Un reato, sembra di capire, che colpisce l’immagine degli amministratori pubblici?

«Basta chiederlo proprio alle migliaia di amministratori e di funzionari pubblici finiti nella rete della magistratura inquirente e poi risultati assolti. L’effetto è stato dannoso per la loro immagine pubblica e privata: ricordiamo che la pubblicazione di notizie di informazioni di garanza a carico di chi esercita cariche pubbliche, è sempre valsa -già di per sé- come indice di colpevolezza, oltre all’esposizione al pubblico ludibrio assolutamente nefasta, salvo poi approdare ad inchieste sgonfiatesi nel corso dell’istruttoria dibattimentale».

Il dibattito di questi giorni si è surriscaldato a tal punto da chiamare in causa la normativa europea…

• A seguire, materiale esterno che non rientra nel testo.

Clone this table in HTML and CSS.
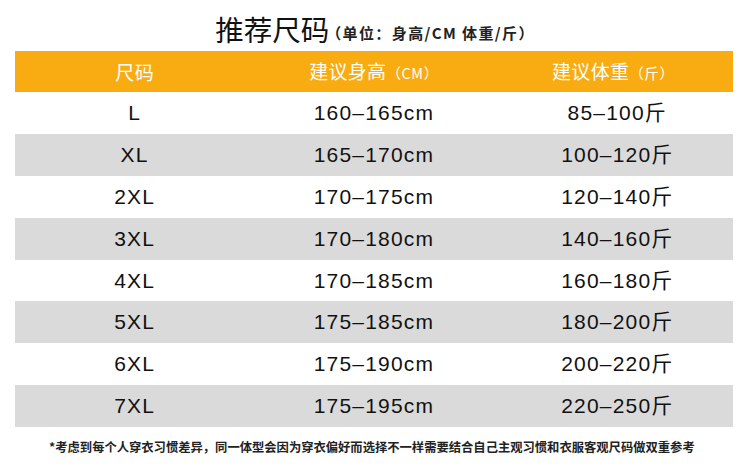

«Il solito spettro agitato da quelle fazioni giustizialiste che guardano all’esterno. Si tratta dell’argomento delle infrazioni cui si esporrebbe l’Italia rispetto alla normativa comunitaria in materia: ma tutto ciò è frutto di una lettura del tutto errata sia della nostra normativa che di quella comunitaria. Infatti quest’ultima fa esplicito riferimento a “fatti di corruzione, di peculato, di malversazione e concussione”, fattispecie queste che, come sappiamo, non verranno minimamente toccate dalla abrogazione normativa in corso di approvazione».

Una bella differenza normativa, diremmo…

«Non si capisce quale potrà essere l’interferenza con la normativa europea, o, addirittura -per come palesato…- l’eventuale contrasto con la normativa interna della lotta alle organizzazioni criminali. Si tratta, evidentemente, di argomentazioni che danno il senso di una volontà diretta ad ingessare il tema giustizia».

In ogni caso la materia occupa sia il versante tecnico-giuridico che quello politico. La maggioranza è compatta?

«In Commissione Giustizia, alla Camera, per diretta conoscenza, il clima è di assoluta condivisione sia sull’abrogazione totale dell’abuso d’ufficio che sulla modifica del reato di Traffico di influenze illecite. Il Ministro Nordio ha, nello specifico, riferito di un suo recente chiarimento anche con la senatrice Giulia Bongiorno, che, ricordiamolo, è la presidente della Commissione Giustizia al Senato».

In tema di riforma della giustizia, spicca, ovviamente, quello delle intercettazioni…

«Tema centrale della riforma, ovviamente. E si sta intervenendo con una disciplina definita -a torto- come “bavaglio” sul terreno della libertà di informazione. Mai la riforma inciderà su tale diritto fondamentale, in quanto l’intervento normativo servirà soltanto a riportare il sistema ad una regola di civiltà giuridica, ovvero consentire le pubblicazioni delle intercettazioni che sono comprese nel contesto motivazionale dei provvedimenti giurisdizionali».

Per le altre non ci sarò diritto di pubblicazione…

«Certo. Si tratta di quelle intercettazioni che non hanno attinenza con le indagini, che non hanno assoluta rilevanza penale e che, soprattutto, si riferiscano a conversazioni di terzi estranei alle indagini stesse. La pubblicazione di brani di conversazioni tra persone del tutto estranee alle indagini è un aberrante meccanismo per distruggere vite private e per stroncare carriere, con un’invasione di campo. E della privacy…».

*

Pietro Pittalis, nato a Charleoi, in Belgio da genitori sardi, classe 1958, avvocato, è vice presidente della Commissione Giustizia della Camera dei Deputati. Consigliere regionale della Sardegna dal 1994 al 2018 nelle liste di Forza Italia, è stato assessore regionale a Programmazione, Bilancio, Credito e Assetto del Territorio dal 1999 al 2004. Alle elezioni politiche del 2018 è stato eletto alla Camera dei deputati con Forza Italia nella circoscrizione Sardegna. Dal 21 giugno 2018 è membro della Commissione Giustizia della Camera e dal 20 luglio dello stesso anno ricopre il ruolo di capogruppo di Forza Italia nella Giunta per le elezioni. Dal 26 aprile 2019 è membro della Giunta per le autorizzazioni. Al 9 agosto 2022 risulta avere un indice di presenze pari all’84.80%. È stato nella XVIII legislatura relatore di tre disegni di legge e co-firmatario di 108.